In January 2026, Washington shocked the global tech sector. Reversing the “small yard, high fence” doctrine of the previous administration, the US Commerce Department shifted the export license policy for advanced chips like the Nvidia H200 and AMD MI325X from a “presumption of denial” to a “case-by-case review.” The caveat? A steep 25% tariff paid to the US government.
This is a profound strategic pivot. The US has effectively decided that preserving a strict technological lead is impossible, opting instead to monetize China’s insatiable demand for AI hardware. Chinese tech giants like ByteDance and Alibaba are reportedly preparing up to $14 billion in orders to bridge their compute gap.
However, this transactional approach creates massive geopolitical vulnerabilities. If China can rapidly build AI data centers with American hardware, it accelerates the People’s Liberation Army’s (PLA) integration of AI decision-support systems. We are already seeing this capability manifest in the physical world. In the South China Sea, recent satellite imagery confirms new land reclamation at Antelope Reef in the Paracels, transforming a mere sandbar into a potential radar and helicopter base. The tech war and the military rivalry are no longer separate theaters; they are the exact same front.
Effects on India
How does a superpower clash of this magnitude affect India? It creates a volatile mix of historic opportunity and severe economic risk.

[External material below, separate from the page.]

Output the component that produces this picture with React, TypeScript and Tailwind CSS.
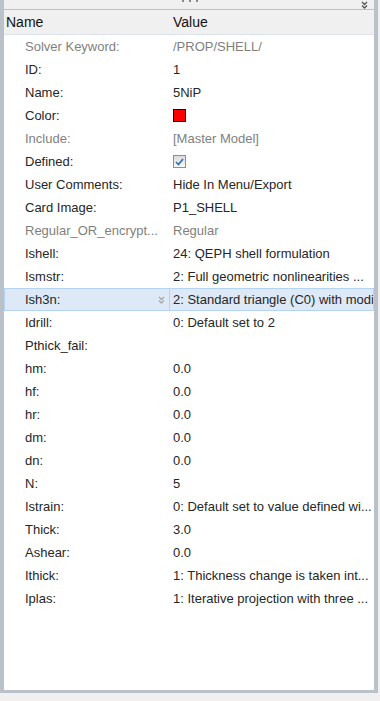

First, the “China Plus One” strategy is accelerating. As Washington pressures allies to downgrade manufacturing ties with Beijing, New Delhi is stepping into the void. India’s aggressive Production-Linked Incentive (PLI) schemes are pulling in supply chains. We are seeing a boom in electronics exports and a deepening semiconductor partnership with South Korea, a nation also looking to hedge its bets against a dominant China.
But the risks are equally severe.
1. The Dumping Threat
With the US slapping massive tariffs on Chinese tech imports, Beijing has excess industrial capacity. The immediate consequence is “dumping.” China is flooding developing markets like India with cheap legacy chips, electric vehicles, and solar panels. This threatens to hollow out India’s domestic micro, small, and medium enterprises (MSMEs) before they can scale.
2. The Sovereign Tech Imperative
Washington’s willingness to abruptly change export rules (like the recent H200 reversal) proves that India cannot rely entirely on US policy for its tech security. This is driving India’s $250 billion pivot toward “Sovereign AI.” If the US is willing to sell the best chips to China for the right price, India must own its compute power to remain a relevant geopolitical player.
The 2026 Tech War Posture Matrix
| Strategic Domain | United States Strategy | China Strategy | India’s Counter-Strategy |
| Advanced AI Chips | Monetize exports via 25% tariffs; restrict military end-use | Massive capital deployment to hoard US chips; push for self-sufficiency | Subsidize domestic GPU access; build Sovereign AI models |
| Maritime Chokepoints | Strengthen alliances (Japan, Philippines); Freedom of Navigation | “Floating barriers” via maritime militia; aggressive land reclamation | Expand naval footprint in the Indian Ocean; secure subsea cables |
| Supply Chain Focus | “Friend-shoring” to allied nations | Exporting excess capacity to the Global South | “China Plus One” alternative manufacturing hub |

What’s Next
The tech war is entering a highly unpredictable phase. Do not expect a grand peace treaty. Watch for these specific friction points.
- May 2026: The “AI Overwatch” Impact. The newly proposed US “AI Overwatch Act” threatens to introduce permanent uncertainty. If Congress grants itself the power to revoke export licenses to China at any moment, expect global tech companies to panic-buy hardware, causing massive supply chain bottlenecks for secondary markets like India.
- August 2026: The South China Sea Blockade Test. China’s successful test of coordinating 2,000 fishing vessels into a physical barrier is a blueprint. We will likely see this tactic deployed aggressively near the Scarborough Shoal to test the US-Philippines mutual defense treaty.
- October 2026: India’s Tariff Wall. As the trade deficit widens due to Chinese dumping, anticipate the Indian government introducing stringent non-tariff barriers and anti-dumping duties specifically targeting Chinese legacy chips and IoT components.
Cold War 2.0 is not waiting in the wings. It is dictating global trade right now. The nations that build resilient, sovereign digital infrastructure today will dictate the terms of peace tomorrow.

Frequently Asked Questions
What is a “floating barrier” in the context of the South China Sea?
It refers to a new tactic where China coordinates thousands of commercial fishing vessels—acting under the People’s Armed Forces Maritime Militia (PAFMM)—to form dense, physical blockades. This denies access to contested waters without deploying actual naval warships, complicating the rules of engagement for US and allied forces.
Why did the US reverse its ban on selling advanced AI chips to China?
The 2026 policy shift stems from a calculation that strict bans were failing to stop China’s AI progress and were instead accelerating their domestic chip independence. By allowing the sale of Nvidia H200 chips with a 25% tariff, the US aims to monetize Chinese demand while attempting to keep Chinese tech firms reliant on American hardware.